[Dataset extract]
+ + + + + + +
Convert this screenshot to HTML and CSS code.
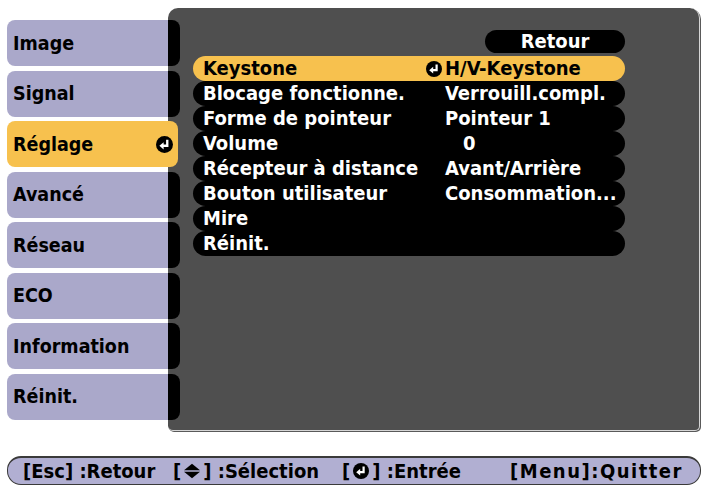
FILE: index.html
```html
<!DOCTYPE html>
<html lang="fr">
<head>
<meta charset="utf-8">
<title>Réglage</title>
<link rel="stylesheet" href="styles.css">
</head>
<body>
<div class="screen">
  <div class="top">
    <nav class="tabs">
      <div class="tab">Image</div>
      <div class="tab">Signal</div>
      <div class="tab active">Réglage
        <svg class="enter tab-enter" viewBox="0 0 16 16"><circle cx="8" cy="8" r="8" fill="#000"/><path d="M10.6 3.6V9.2H6.4" fill="none" stroke="#fff" stroke-width="2.2"/><path d="M3.2 9.2L7.2 5.8V12.6Z" fill="#fff"/></svg>
      </div>
      <div class="tab">Avancé</div>
      <div class="tab">Réseau</div>
      <div class="tab">ECO</div>
      <div class="tab">Information</div>
      <div class="tab">Réinit.</div>
    </nav>
    <section class="panel">
      <div class="menu">
        <div class="back">Retour</div>
        <div class="rows">
          <div class="row selected"><span class="label">Keystone</span><span class="value"><svg class="enter value-enter" viewBox="0 0 16 16"><circle cx="8" cy="8" r="8" fill="#000"/><path d="M10.6 3.6V9.2H6.4" fill="none" stroke="#fff" stroke-width="2.2"/><path d="M3.2 9.2L7.2 5.8V12.6Z" fill="#fff"/></svg>H/V-Keystone</span></div>
          <div class="row"><span class="label">Blocage fonctionne.</span><span class="value">Verrouill.compl.</span></div>
          <div class="row"><span class="label">Forme de pointeur</span><span class="value">Pointeur 1</span></div>
          <div class="row"><span class="label">Volume</span><span class="value num">0</span></div>
          <div class="row"><span class="label">Récepteur à distance</span><span class="value">Avant/Arrière</span></div>
          <div class="row"><span class="label">Bouton utilisateur</span><span class="value">Consommation...</span></div>
          <div class="row"><span class="label">Mire</span><span class="value"></span></div>
          <div class="row"><span class="label">Réinit.</span><span class="value"></span></div>
        </div>
      </div>
    </section>
  </div>
  <footer class="bar">
    <span class="hint">[Esc] :Retour</span>
    <span class="hint">[<svg class="updown" viewBox="0 0 18 16"><path d="M1 7.3L9 0.8L17 7.3Z" fill="#000"/><path d="M1 8.7L9 15.2L17 8.7Z" fill="#000"/></svg>] :Sélection</span>
    <span class="hint">[<svg class="enter bar-enter" viewBox="0 0 16 16"><circle cx="8" cy="8" r="8" fill="#000"/><path d="M10.6 3.6V9.2H6.4" fill="none" stroke="#fff" stroke-width="2.2"/><path d="M3.2 9.2L7.2 5.8V12.6Z" fill="#fff"/></svg>] :Entrée</span>
    <span class="hint wide">[Menu]:Quitter</span>
  </footer>
</div>
</body>
</html>
```
FILE: styles.css
```css
html, body {
  margin: 0;
  padding: 0;
  background: #ffffff;
}

.screen {
  width: 706px;
  height: 490px;
  font-family: "DejaVu Sans Condensed", "DejaVu Sans", sans-serif;
  font-stretch: condensed;
  font-weight: bold;
  font-size: 20px;
  color: #000;
  overflow: hidden;
}

.top {
  display: flex;
  align-items: flex-start;
  padding-top: 8px;
}

.tabs {
  width: 161px;
  margin-left: 7px;
  margin-top: 12px;
  display: flex;
  flex-direction: column;
  gap: 4.5px;
}

.tab {
  position: relative;
  z-index: 1;
  box-sizing: border-box;
  width: 173px;
  height: 46px;
  margin-right: -12px;
  padding-left: 6px;
  display: flex;
  align-items: center;
  font-size: 19.5px;
  border-radius: 8px;
  background: linear-gradient(to right, #aaa8ca 161px, #000 161px);
}

.tab.active {
  background: #f7c14e;
  width: 171px;
}

.enter {
  display: block;
  flex: none;
}

.tab-enter {
  width: 17px;
  height: 17px;
  margin-left: auto;
  margin-right: 5px;
}

.panel {
  box-sizing: border-box;
  width: 532px;
  height: 423px;
  background: #4f4f4f;
  border-radius: 10px 10px 5px 5px;
  border-right: 1px solid #d6d6d6;
  border-bottom: 1px solid #d6d6d6;
  box-shadow: 1px 1px 0 #5a5a5a;
  padding: 22px 0 0 25px;
}

.menu {
  width: 432px;
  display: flex;
  flex-direction: column;
}

.back {
  align-self: flex-end;
  width: 140px;
  height: 23px;
  line-height: 23px;
  border-radius: 12px;
  background: #000;
  color: #fff;
  text-align: center;
  margin-bottom: 3px;
}

.rows {
  display: flex;
  flex-direction: column;
}

.row {
  height: 25px;
  line-height: 25px;
  border-radius: 12.5px;
  background: #000;
  color: #fff;
  display: flex;
  white-space: nowrap;
}

.row.selected {
  background: #f7c14e;
  color: #000;
}

.label {
  width: 242px;
  padding-left: 10px;
  flex: none;
}

.value {
  display: flex;
  align-items: center;
}

.value.num {
  padding-left: 18px;
}

.value-enter {
  width: 16px;
  height: 16px;
  margin-left: -19px;
  margin-right: 3px;
}

.bar {
  box-sizing: border-box;
  margin: 25px 0 0 7px;
  width: 694px;
  height: 29px;
  border-radius: 14px;
  background: #b1afd2;
  border: 1px solid #3a3a3a;
  border-top-width: 2px;
  padding-left: 15px;
  display: grid;
  grid-template-columns: 150px 169px 168px auto;
  align-items: center;
  font-size: 20px;
  white-space: nowrap;
}

.hint {
  display: flex;
  align-items: center;
}

.hint.wide {
  letter-spacing: 1.5px;
}

.updown {
  width: 18px;
  height: 16px;
  margin: 0 2px;
}

.bar-enter {
  width: 16px;
  height: 16px;
  margin: 0 3px;
}
```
+ + + + + + +
[Requirements]
Using the material above, return every line exactly as it appears, minus the pictures.

[Answer in full]
Convert this screenshot to HTML and CSS code.
FILE: index.html
```html
<!DOCTYPE html>
<html lang="fr">
<head>
<meta charset="utf-8">
<title>Réglage</title>
<link rel="stylesheet" href="styles.css">
</head>
<body>
<div class="screen">
  <div class="top">
    <nav class="tabs">
      <div class="tab">Image</div>
      <div class="tab">Signal</div>
      <div class="tab active">Réglage
        <svg class="enter tab-enter" viewBox="0 0 16 16"><circle cx="8" cy="8" r="8" fill="#000"/><path d="M10.6 3.6V9.2H6.4" fill="none" stroke="#fff" stroke-width="2.2"/><path d="M3.2 9.2L7.2 5.8V12.6Z" fill="#fff"/></svg>
      </div>
      <div class="tab">Avancé</div>
      <div class="tab">Réseau</div>
      <div class="tab">ECO</div>
      <div class="tab">Information</div>
      <div class="tab">Réinit.</div>
    </nav>
    <section class="panel">
      <div class="menu">
        <div class="back">Retour</div>
        <div class="rows">
          <div class="row selected"><span class="label">Keystone</span><span class="value"><svg class="enter value-enter" viewBox="0 0 16 16"><circle cx="8" cy="8" r="8" fill="#000"/><path d="M10.6 3.6V9.2H6.4" fill="none" stroke="#fff" stroke-width="2.2"/><path d="M3.2 9.2L7.2 5.8V12.6Z" fill="#fff"/></svg>H/V-Keystone</span></div>
          <div class="row"><span class="label">Blocage fonctionne.</span><span class="value">Verrouill.compl.</span></div>
          <div class="row"><span class="label">Forme de pointeur</span><span class="value">Pointeur 1</span></div>
          <div class="row"><span class="label">Volume</span><span class="value num">0</span></div>
          <div class="row"><span class="label">Récepteur à distance</span><span class="value">Avant/Arrière</span></div>
          <div class="row"><span class="label">Bouton utilisateur</span><span class="value">Consommation...</span></div>
          <div class="row"><span class="label">Mire</span><span class="value"></span></div>
          <div class="row"><span class="label">Réinit.</span><span class="value"></span></div>
        </div>
      </div>
    </section>
  </div>
  <footer class="bar">
    <span class="hint">[Esc] :Retour</span>
    <span class="hint">[<svg class="updown" viewBox="0 0 18 16"><path d="M1 7.3L9 0.8L17 7.3Z" fill="#000"/><path d="M1 8.7L9 15.2L17 8.7Z" fill="#000"/></svg>] :Sélection</span>
    <span class="hint">[<svg class="enter bar-enter" viewBox="0 0 16 16"><circle cx="8" cy="8" r="8" fill="#000"/><path d="M10.6 3.6V9.2H6.4" fill="none" stroke="#fff" stroke-width="2.2"/><path d="M3.2 9.2L7.2 5.8V12.6Z" fill="#fff"/></svg>] :Entrée</span>
    <span class="hint wide">[Menu]:Quitter</span>
  </footer>
</div>
</body>
</html>
```
FILE: styles.css
```css
html, body {
  margin: 0;
  padding: 0;
  background: #ffffff;
}

.screen {
  width: 706px;
  height: 490px;
  font-family: "DejaVu Sans Condensed", "DejaVu Sans", sans-serif;
  font-stretch: condensed;
  font-weight: bold;
  font-size: 20px;
  color: #000;
  overflow: hidden;
}

.top {
  display: flex;
  align-items: flex-start;
  padding-top: 8px;
}

.tabs {
  width: 161px;
  margin-left: 7px;
  margin-top: 12px;
  display: flex;
  flex-direction: column;
  gap: 4.5px;
}

.tab {
  position: relative;
  z-index: 1;
  box-sizing: border-box;
  width: 173px;
  height: 46px;
  margin-right: -12px;
  padding-left: 6px;
  display: flex;
  align-items: center;
  font-size: 19.5px;
  border-radius: 8px;
  background: linear-gradient(to right, #aaa8ca 161px, #000 161px);
}

.tab.active {
  background: #f7c14e;
  width: 171px;
}

.enter {
  display: block;
  flex: none;
}

.tab-enter {
  width: 17px;
  height: 17px;
  margin-left: auto;
  margin-right: 5px;
}

.panel {
  box-sizing: border-box;
  width: 532px;
  height: 423px;
  background: #4f4f4f;
  border-radius: 10px 10px 5px 5px;
  border-right: 1px solid #d6d6d6;
  border-bottom: 1px solid #d6d6d6;
  box-shadow: 1px 1px 0 #5a5a5a;
  padding: 22px 0 0 25px;
}

.menu {
  width: 432px;
  display: flex;
  flex-direction: column;
}

.back {
  align-self: flex-end;
  width: 140px;
  height: 23px;
  line-height: 23px;
  border-radius: 12px;
  background: #000;
  color: #fff;
  text-align: center;
  margin-bottom: 3px;
}

.rows {
  display: flex;
  flex-direction: column;
}

.row {
  height: 25px;
  line-height: 25px;
  border-radius: 12.5px;
  background: #000;
  color: #fff;
  display: flex;
  white-space: nowrap;
}

.row.selected {
  background: #f7c14e;
  color: #000;
}

.label {
  width: 242px;
  padding-left: 10px;
  flex: none;
}

.value {
  display: flex;
  align-items: center;
}

.value.num {
  padding-left: 18px;
}

.value-enter {
  width: 16px;
  height: 16px;
  margin-left: -19px;
  margin-right: 3px;
}

.bar {
  box-sizing: border-box;
  margin: 25px 0 0 7px;
  width: 694px;
  height: 29px;
  border-radius: 14px;
  background: #b1afd2;
  border: 1px solid #3a3a3a;
  border-top-width: 2px;
  padding-left: 15px;
  display: grid;
  grid-template-columns: 150px 169px 168px auto;
  align-items: center;
  font-size: 20px;
  white-space: nowrap;
}

.hint {
  display: flex;
  align-items: center;
}

.hint.wide {
  letter-spacing: 1.5px;
}

.updown {
  width: 18px;
  height: 16px;
  margin: 0 2px;
}

.bar-enter {
  width: 16px;
  height: 16px;
  margin: 0 3px;
}
```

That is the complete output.